Mutlu, Kimse Yok Mu derneğine 5’er liralıktan 4 kez SMS yardımı yaptığı hususuna değinerek, o dönem adı geçen derneğin resmi statüde olduğunu kaydetti. İHH aracılığıyla Afrikalı bir yetime her ay yardım gönderdiğini söyleyen Mutlu, Diyarbakırlı bir çocuğun da uzun yıllardır bakımını üstlendiğini ifade etti. Evindeki aramalarda ele geçen Işık yayınlarına ait kitaplar için ise, “Benim evimde pek çok yelpazeden 2 bine yakın kitap var. Açığa alındıktan 10 gün sonra gözaltına alındım. Bir korkum veya endişem olsaydı o süre içerisinde bahsi geçen kitapları atabilirdim” dedi.

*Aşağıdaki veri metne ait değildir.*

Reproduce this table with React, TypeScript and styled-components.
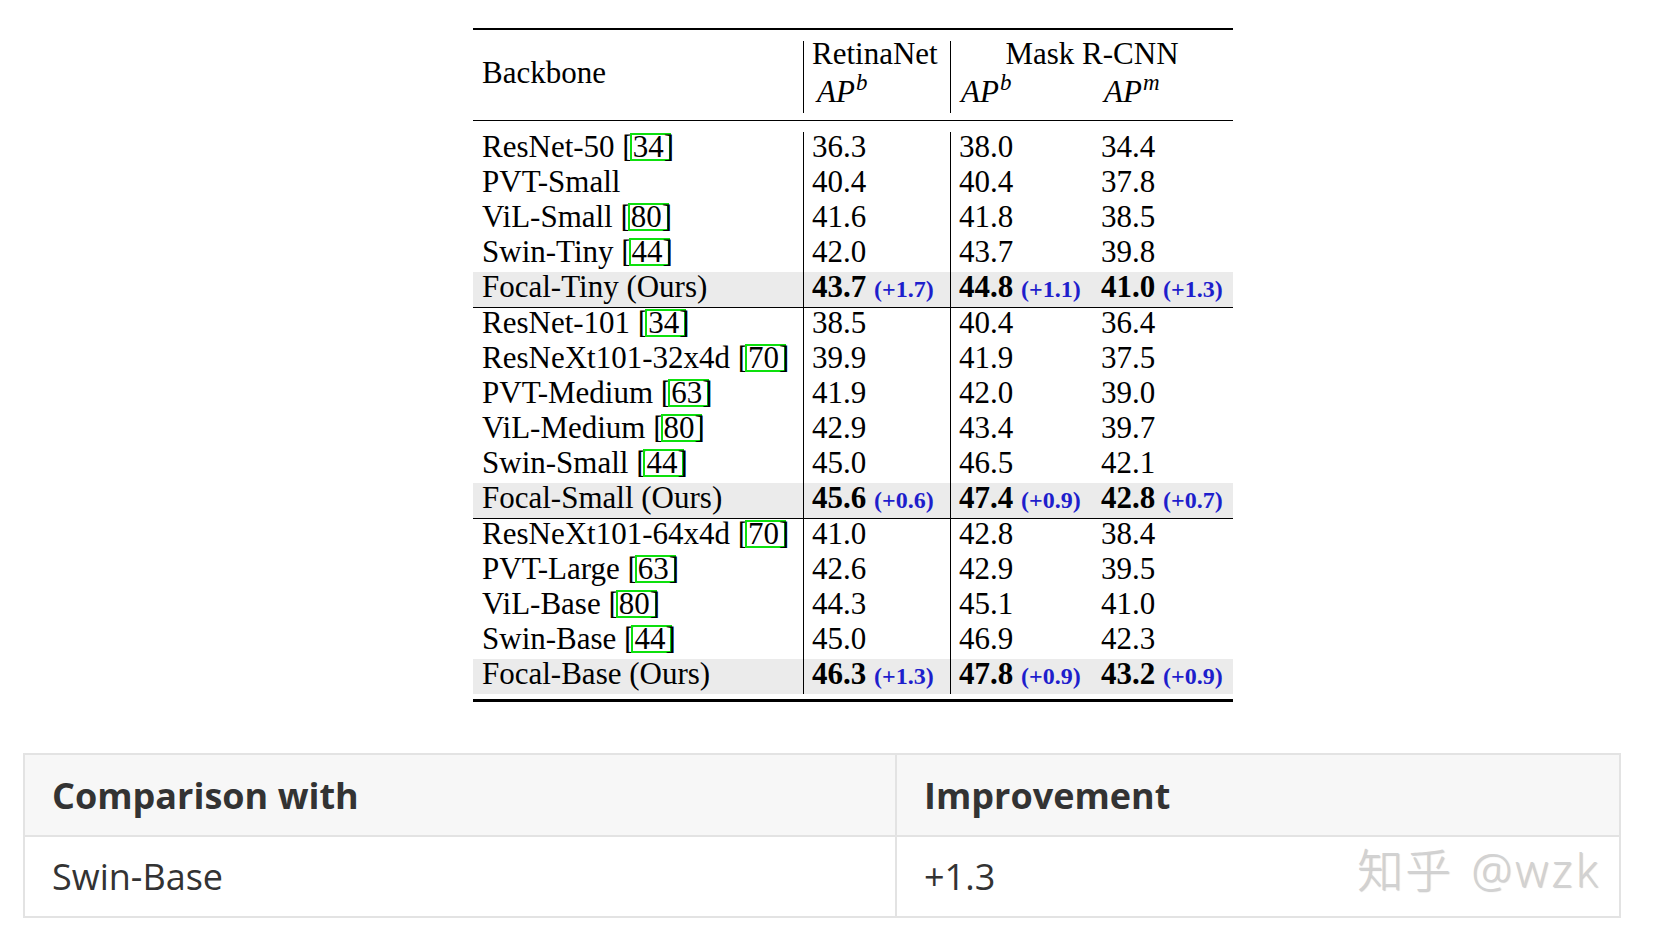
import React from 'react';
import styled, { createGlobalStyle } from 'styled-components';

type Score = { v: string; d?: string };
type Entry = { name: string; cite?: string; ours?: boolean; scores: Score[] };

const groups: Entry[][] = [
  [
    { name: 'ResNet-50', cite: '34', scores: [{ v: '36.3' }, { v: '38.0' }, { v: '34.4' }] },
    { name: 'PVT-Small', scores: [{ v: '40.4' }, { v: '40.4' }, { v: '37.8' }] },
    { name: 'ViL-Small', cite: '80', scores: [{ v: '41.6' }, { v: '41.8' }, { v: '38.5' }] },
    { name: 'Swin-Tiny', cite: '44', scores: [{ v: '42.0' }, { v: '43.7' }, { v: '39.8' }] },
    { name: 'Focal-Tiny (Ours)', ours: true, scores: [{ v: '43.7', d: '+1.7' }, { v: '44.8', d: '+1.1' }, { v: '41.0', d: '+1.3' }] },
  ],
  [
    { name: 'ResNet-101', cite: '34', scores: [{ v: '38.5' }, { v: '40.4' }, { v: '36.4' }] },
    { name: 'ResNeXt101-32x4d', cite: '70', scores: [{ v: '39.9' }, { v: '41.9' }, { v: '37.5' }] },
    { name: 'PVT-Medium', cite: '63', scores: [{ v: '41.9' }, { v: '42.0' }, { v: '39.0' }] },
    { name: 'ViL-Medium', cite: '80', scores: [{ v: '42.9' }, { v: '43.4' }, { v: '39.7' }] },
    { name: 'Swin-Small', cite: '44', scores: [{ v: '45.0' }, { v: '46.5' }, { v: '42.1' }] },
    { name: 'Focal-Small (Ours)', ours: true, scores: [{ v: '45.6', d: '+0.6' }, { v: '47.4', d: '+0.9' }, { v: '42.8', d: '+0.7' }] },
  ],
  [
    { name: 'ResNeXt101-64x4d', cite: '70', scores: [{ v: '41.0' }, { v: '42.8' }, { v: '38.4' }] },
    { name: 'PVT-Large', cite: '63', scores: [{ v: '42.6' }, { v: '42.9' }, { v: '39.5' }] },
    { name: 'ViL-Base', cite: '80', scores: [{ v: '44.3' }, { v: '45.1' }, { v: '41.0' }] },
    { name: 'Swin-Base', cite: '44', scores: [{ v: '45.0' }, { v: '46.9' }, { v: '42.3' }] },
    { name: 'Focal-Base (Ours)', ours: true, scores: [{ v: '46.3', d: '+1.3' }, { v: '47.8', d: '+0.9' }, { v: '43.2', d: '+0.9' }] },
  ],
];

// padding + rule per score column (RetinaNet, Mask AP^b, Mask AP^m)
const scoreCols = [
  { pad: 8, rule: true },
  { pad: 8, rule: true },
  { pad: 9, rule: false },
];

export default function App() {
  return (
    <>
      <GlobalStyle />
      <Page>
        <PaperTable>
          <TopRule />
          <Head>
            <BackboneHead>Backbone</BackboneHead>
            <HeadGroup>
              <HeadTitle>RetinaNet</HeadTitle>
              <HeadMetrics>
                <Metric>AP<Sup>b</Sup></Metric>
              </HeadMetrics>
            </HeadGroup>
            <HeadGroup $wide>
              <HeadTitle $center>Mask R-CNN</HeadTitle>
              <HeadMetrics $split>
                <Metric $pad={10}>AP<Sup>b</Sup></Metric>
                <Metric $pad={12}>AP<Sup>m</Sup></Metric>
              </HeadMetrics>
            </HeadGroup>
          </Head>
          <Body>
            {groups.map((group, gi) => (
              <React.Fragment key={gi}>
                {gi > 0 && <GroupRule />}
                {group.map(row => (
                  <Row key={row.name} $ours={row.ours}>
                    <Cell $pad={9}>
                      {row.name}
                      {row.cite && <> [<Cite>{row.cite}</Cite>]</>}
                    </Cell>
                    {row.scores.map((s, i) => (
                      <Cell key={i} $pad={scoreCols[i].pad} $rule={scoreCols[i].rule}>
                        {s.d ? <><Best>{s.v}</Best> <Delta>({s.d})</Delta></> : s.v}
                      </Cell>
                    ))}
                  </Row>
                ))}
              </React.Fragment>
            ))}
          </Body>
          <BottomRule />
        </PaperTable>

        <Summary>
          <colgroup>
            <col style={{ width: 872 }} />
            <col />
          </colgroup>
          <thead>
            <tr>
              <SummaryHead>Comparison with</SummaryHead>
              <SummaryHead>Improvement</SummaryHead>
            </tr>
          </thead>
          <tbody>
            <tr>
              <SummaryCell>Swin-Base</SummaryCell>
              <SummaryCell>+1.3</SummaryCell>
            </tr>
          </tbody>
        </Summary>

        <Watermark>知乎 <Handle>@wzk</Handle></Watermark>
      </Page>
    </>
  );
}

const GlobalStyle = createGlobalStyle`
  html, body {
    margin: 0;
    padding: 0;
    background: #fff;
  }
`;

const Page = styled.div`
  position: relative;
  width: 1654px;
  height: 934px;
  padding-top: 28px;
  box-sizing: border-box;
  overflow: hidden;
  background: #fff;
`;

const PaperTable = styled.div`
  width: 760px;
  margin-left: 473px;
  font-family: "Liberation Serif", "Times New Roman", serif;
  font-size: 31px;
  color: #000;
`;

const TopRule = styled.div`
  height: 2px;
  background: #000;
`;

const BottomRule = styled.div`
  height: 3px;
  background: #000;
`;

const Head = styled.div`
  display: flex;
  padding: 11px 0 7px;
  border-bottom: 1px solid #000;
`;

const BackboneHead = styled.div`
  width: 330px;
  height: 72px;
  box-sizing: border-box;
  padding: 0 0 8px 9px;
  display: flex;
  align-items: center;
`;

const HeadGroup = styled.div<{ $wide?: boolean }>`
  width: ${p => (p.$wide ? 283 : 147)}px;
  height: 72px;
  box-sizing: border-box;
  border-left: 1px solid #000;
  padding-left: ${p => (p.$wide ? 0 : 8)}px;
`;

const HeadTitle = styled.div<{ $center?: boolean }>`
  height: 36px;
  line-height: 26px;
  text-align: ${p => (p.$center ? 'center' : 'left')};
  white-space: nowrap;
`;

const HeadMetrics = styled.div<{ $split?: boolean }>`
  height: 36px;
  line-height: 30px;
  display: grid;
  grid-template-columns: ${p => (p.$split ? '141px 141px' : '1fr')};
`;

const Metric = styled.span<{ $pad?: number }>`
  font-style: italic;
  padding-left: ${p => p.$pad ?? 5}px;
`;

const Sup = styled.sup`
  font-size: 23px;
  line-height: 0;
  vertical-align: 12px;
  margin-left: 1px;
`;

const Body = styled.div`
  padding: 11px 0 5px;
`;

const GroupRule = styled.div`
  height: 1px;
  background: #000;
`;

const Row = styled.div<{ $ours?: boolean }>`
  display: grid;
  grid-template-columns: 330px 147px 142px 141px;
  height: 35px;
  line-height: 29px;
  background: ${p => (p.$ours ? '#ebebeb' : 'transparent')};
`;

const Cell = styled.div<{ $pad: number; $rule?: boolean }>`
  padding-left: ${p => p.$pad}px;
  border-left: ${p => (p.$rule ? '1px solid #000' : 'none')};
  white-space: nowrap;
`;

const Cite = styled.span`
  display: inline-block;
  line-height: 22px;
  padding-right: 4px;
  margin-right: -4px;
  outline: 2px solid #0de00d;
  outline-offset: 1px;
`;

const Best = styled.b`
  font-weight: 700;
`;

const Delta = styled.span`
  font-weight: 700;
  font-size: 24px;
  color: #1e1ecc;
`;

const Summary = styled.table`
  margin: 51px 0 0 23px;
  width: 1598px;
  table-layout: fixed;
  border-collapse: collapse;
  font-family: "Open Sans", "Noto Sans", sans-serif;
  font-size: 36px;
  color: #333;
`;

const SummaryHead = styled.th`
  height: 80px;
  padding: 0 27px;
  text-align: left;
  font-weight: 700;
  background: #f7f7f7;
  border: 2px solid #e3e3e3;
`;

const SummaryCell = styled.td`
  height: 79px;
  padding: 0 27px;
  font-weight: 400;
  border: 2px solid #e3e3e3;
`;

const Watermark = styled.div`
  position: absolute;
  left: 1357px;
  top: 842px;
  font-family: "Noto Sans CJK SC", "Noto Sans", sans-serif;
  font-size: 46px;
  font-weight: 300;
  line-height: 50px;
  letter-spacing: 2px;
  color: #d2d2d2;
  text-shadow: 1px 1px 1px rgba(0, 0, 0, 0.2);
  white-space: nowrap;
`;

const Handle = styled.span`
  font-family: "Open Sans", "Noto Sans", sans-serif;
  letter-spacing: 3px;
  margin-left: 6px;
`;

“DUMANLI İLE DİYARBAKIR’DA TANIŞTIM”
Mutlu, Mahkeme Başkanının “Ekrem Dumanlı sizi sürekli arıyor muydu? Her telefonuna bakıyor muydunuz?” sorusuna, “Ben Ekrem Dumanlı’yı Diyarbakır’da Zaman Gazetesi’nin açtığı bir sergide tanıştım. İstanbul’a geldiğim bu güne kadar ziyaret ettiğim her yer kayıt altındadır. Ekrem Dumanlı’ya, diğer basın kuruluşlarıyla kurduğumun aynı oranında temas gösterdim. İstesem çok fazla görüşebilirdim. Hatta en az temas kurduğum kurumlardan biri Zaman grubudur” diye yanıt verdi.
“OĞLUMU O OKULA GÖNDERMENİN IZDIRABINI YAŞADIM”

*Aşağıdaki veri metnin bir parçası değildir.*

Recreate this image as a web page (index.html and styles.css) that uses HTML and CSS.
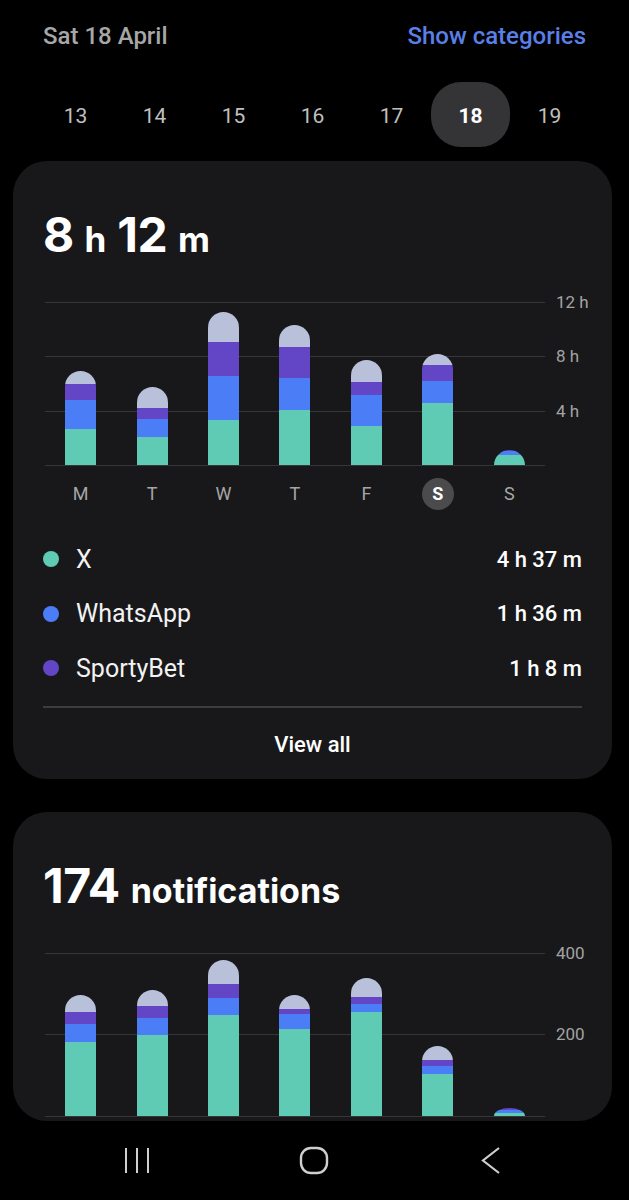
FILE: index.html
```html
<!DOCTYPE html>
<html lang="en">
<head>
  <meta charset="UTF-8">
  <meta name="viewport" content="width=device-width, initial-scale=1.0">
  <title>Screen time</title>
  <link rel="stylesheet" href="styles.css">
</head>
<body>
  <div class="top-bar">
    <span class="day-title">Sat 18 April</span>
    <span class="show-cat">Show categories</span>
  </div>

  <div class="dates">
    <span>13</span>
    <span>14</span>
    <span>15</span>
    <span>16</span>
    <span>17</span>
    <span class="selected">18</span>
    <span>19</span>
  </div>

  <!-- screen time card -->
  <div class="card">
    <h2 class="total">8 <small>h</small> 12 <small>m</small></h2>

    <div class="chart">
      <div class="plot">
        <div class="grid-lines"><div></div><div></div><div></div></div>
        <div class="bars">
          <div class="col"><div class="bar" style="height:94px"><i class="other"></i><i class="sporty" style="height:16px"></i><i class="whatsapp" style="height:29px"></i><i class="x" style="height:36px"></i></div></div>
          <div class="col"><div class="bar" style="height:78px"><i class="other"></i><i class="sporty" style="height:11px"></i><i class="whatsapp" style="height:18px"></i><i class="x" style="height:28px"></i></div></div>
          <div class="col"><div class="bar" style="height:153px"><i class="other"></i><i class="sporty" style="height:34px"></i><i class="whatsapp" style="height:44px"></i><i class="x" style="height:45px"></i></div></div>
          <div class="col"><div class="bar" style="height:140px"><i class="other"></i><i class="sporty" style="height:31px"></i><i class="whatsapp" style="height:32px"></i><i class="x" style="height:55px"></i></div></div>
          <div class="col"><div class="bar" style="height:105px"><i class="other"></i><i class="sporty" style="height:13px"></i><i class="whatsapp" style="height:31px"></i><i class="x" style="height:39px"></i></div></div>
          <div class="col"><div class="bar" style="height:111px"><i class="other"></i><i class="sporty" style="height:16px"></i><i class="whatsapp" style="height:22px"></i><i class="x" style="height:62px"></i></div></div>
          <div class="col"><div class="bar" style="height:15px"><i class="other"></i><i class="sporty" style="height:1px"></i><i class="whatsapp" style="height:4px"></i><i class="x" style="height:10px"></i></div></div>
        </div>
      </div>
      <div class="axis">
        <span>12 h</span>
        <span>8 h</span>
        <span>4 h</span>
      </div>
    </div>

    <div class="days">
      <span>M</span>
      <span>T</span>
      <span>W</span>
      <span>T</span>
      <span>F</span>
      <span class="today">S</span>
      <span>S</span>
    </div>

    <ul class="legend">
      <li><i class="dot x"></i><span class="app">X</span><span class="time">4 h 37 m</span></li>
      <li><i class="dot whatsapp"></i><span class="app">WhatsApp</span><span class="time">1 h 36 m</span></li>
      <li><i class="dot sporty"></i><span class="app">SportyBet</span><span class="time">1 h 8 m</span></li>
    </ul>

    <div class="view-all">View all</div>
  </div>

  <!-- notifications card -->
  <div class="card notif">
    <h2 class="total">174 <small>notifications</small></h2>

    <div class="chart">
      <div class="plot">
        <div class="grid-lines"><div></div><div></div></div>
        <div class="bars">
          <div class="col"><div class="bar" style="height:121px"><i class="other"></i><i class="sporty" style="height:12px"></i><i class="whatsapp" style="height:18px"></i><i class="x" style="height:74px"></i></div></div>
          <div class="col"><div class="bar" style="height:126px"><i class="other"></i><i class="sporty" style="height:12px"></i><i class="whatsapp" style="height:17px"></i><i class="x" style="height:81px"></i></div></div>
          <div class="col"><div class="bar" style="height:156px"><i class="other"></i><i class="sporty" style="height:14px"></i><i class="whatsapp" style="height:17px"></i><i class="x" style="height:101px"></i></div></div>
          <div class="col"><div class="bar" style="height:121px"><i class="other"></i><i class="sporty" style="height:5px"></i><i class="whatsapp" style="height:15px"></i><i class="x" style="height:87px"></i></div></div>
          <div class="col"><div class="bar" style="height:138px"><i class="other"></i><i class="sporty" style="height:7px"></i><i class="whatsapp" style="height:8px"></i><i class="x" style="height:104px"></i></div></div>
          <div class="col"><div class="bar" style="height:70px"><i class="other"></i><i class="sporty" style="height:6px"></i><i class="whatsapp" style="height:8px"></i><i class="x" style="height:42px"></i></div></div>
          <div class="col"><div class="bar" style="height:8px"><i class="other"></i><i class="sporty" style="height:2px"></i><i class="whatsapp" style="height:3px"></i><i class="x" style="height:3px"></i></div></div>
        </div>
      </div>
      <div class="axis">
        <span>400</span>
        <span>200</span>
      </div>
    </div>
  </div>

  <!-- system navigation -->
  <div class="nav-bar">
    <svg width="26" height="27" viewBox="0 0 26 27">
      <path d="M2 1v25M13 1v25M24 1v25" stroke="#cfcfcf" stroke-width="2" fill="none"/>
    </svg>
    <svg width="30" height="29" viewBox="0 0 30 29">
      <rect x="2" y="2" width="26" height="25" rx="10" stroke="#cfcfcf" stroke-width="2.4" fill="none"/>
    </svg>
    <svg width="20" height="29" viewBox="0 0 20 29">
      <path d="M18 2L2 14.5L18 27" stroke="#cfcfcf" stroke-width="2.2" fill="none"/>
    </svg>
  </div>
</body>
</html>
```

FILE: styles.css
```css
body {
  margin: 0;
  background: #000;
  color: #fff;
  font-family: Roboto, "Liberation Sans", sans-serif;
  width: 629px;
  height: 1200px;
  overflow: hidden;
}

.top-bar {
  display: flex;
  justify-content: space-between;
  padding: 22px 43px 0 43px;
  line-height: 28px;
  font-size: 24px;
  font-weight: 500;
}

.day-title {
  color: #a7a7a7;
}

.show-cat {
  color: #5a7fe8;
}

.dates {
  display: grid;
  grid-template-columns: repeat(7, 79px);
  margin-top: 32px;
  padding-left: 36px;
}

.dates span {
  height: 65px;
  line-height: 69px;
  text-align: center;
  font-size: 21px;
  color: #c0c0c0;
}

.dates .selected {
  background: #343436;
  border-radius: 30px;
  color: #fff;
  font-weight: 700;
}

.card {
  margin: 14px 17px 0 13px;
  padding: 46px 30px 0 30px;
  background: #18181a;
  border-radius: 34px;
}

.total {
  margin: 0;
  height: 56px;
  font-family: Inter, Roboto, sans-serif;
  font-size: 48px;
  line-height: 56px;
  font-weight: 700;
  letter-spacing: -0.5px;
}

.total small {
  font-size: 35px;
  letter-spacing: 0;
}

.notif .total small {
  font-size: 34px;
}

/* chart */
.chart {
  display: grid;
  grid-template-columns: 500px 1fr;
  column-gap: 11px;
  margin: 39px 0 0 2px;
}

.plot {
  display: grid;
  height: 164px;
}

.grid-lines,
.bars {
  grid-area: 1 / 1;
}

.grid-lines {
  display: flex;
  flex-direction: column;
  border-bottom: 1px solid #363638;
}

.grid-lines div {
  flex: 1;
  border-top: 1px solid #363638;
}

.bars {
  display: grid;
  grid-template-columns: repeat(7, 1fr);
  align-items: end;
  padding-bottom: 1px;
}

.col {
  display: flex;
  justify-content: center;
}

.bar {
  width: 31px;
  display: flex;
  flex-direction: column;
  overflow: hidden;
  border-radius: 50% 50% 0 0 / min(15.5px, 100%) min(15.5px, 100%) 0 0;
}

.bar i {
  display: block;
  flex-shrink: 0;
}

.bar .other {
  flex: 1;
  background: #b8c1d9;
}

.x { background: #5fcbb5; }
.whatsapp { background: #4a7df6; }
.sporty { background: #6346c6; }

.axis {
  display: flex;
  flex-direction: column;
  font-size: 17px;
  color: #a3a3a3;
  white-space: nowrap;
}

.axis span {
  height: 54.4px;
  line-height: 20px;
  margin-top: -10px;
  margin-bottom: 10px;
}

.notif .axis span {
  height: 81.5px;
}

.days {
  display: grid;
  grid-template-columns: repeat(7, 1fr);
  width: 500px;
  margin: 12px 0 0 2px;
}

.days span {
  justify-self: center;
  width: 32px;
  height: 32px;
  line-height: 32px;
  text-align: center;
  font-size: 18px;
  color: #a6a6a6;
}

.days .today {
  background: #4b4b4d;
  border-radius: 50%;
  color: #fff;
  font-weight: 700;
}

/* legend */
.legend {
  list-style: none;
  margin: 22px 0 0 0;
  padding: 0;
}

.legend li {
  display: flex;
  align-items: center;
  height: 54.5px;
}

.dot {
  width: 16px;
  height: 16px;
  border-radius: 50%;
  margin-right: 17px;
}

.app {
  flex: 1;
  font-size: 25px;
  color: #f2f2f2;
}

.time {
  font-size: 22px;
  font-weight: 500;
}

.view-all {
  margin-top: 10px;
  border-top: 2px solid #3c3c3e;
  padding: 24px 0 21px 0;
  line-height: 26px;
  text-align: center;
  font-size: 22px;
  font-weight: 500;
}

.notif {
  margin-top: 33px;
  height: 263px;
  overflow: hidden;
}

.nav-bar {
  display: grid;
  grid-template-columns: repeat(3, 177px);
  justify-items: center;
  align-items: center;
  height: 80px;
  padding-left: 48px;
}
```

Mutlu son olarak oğlunun Özel Samanyolu Fen Lisesi mezunu olmasına ilişkin soruya, “Açıkçası şu. Matematik zekası olan ve Fen lisesi arzusunda bir çocuktu ama puanı yetmedi. O yüzden bu okula gönderdim, normal ücreti neyse onu da ödedim. 2007 yılı itibariyle de çocuğumu bu okula yazdırmış olmamın acısı ve ızdırabını günlüğüme yazmışımdır. İkinci çocuğum Oğuzhan’ı bu yapıyla ilgili herhangi bir kuruma göndermedim. Arz ettiğim hususlar çerçevesinde beraatimi talep ediyor, saygılar sunuyorum” şeklinde yanıt verdi.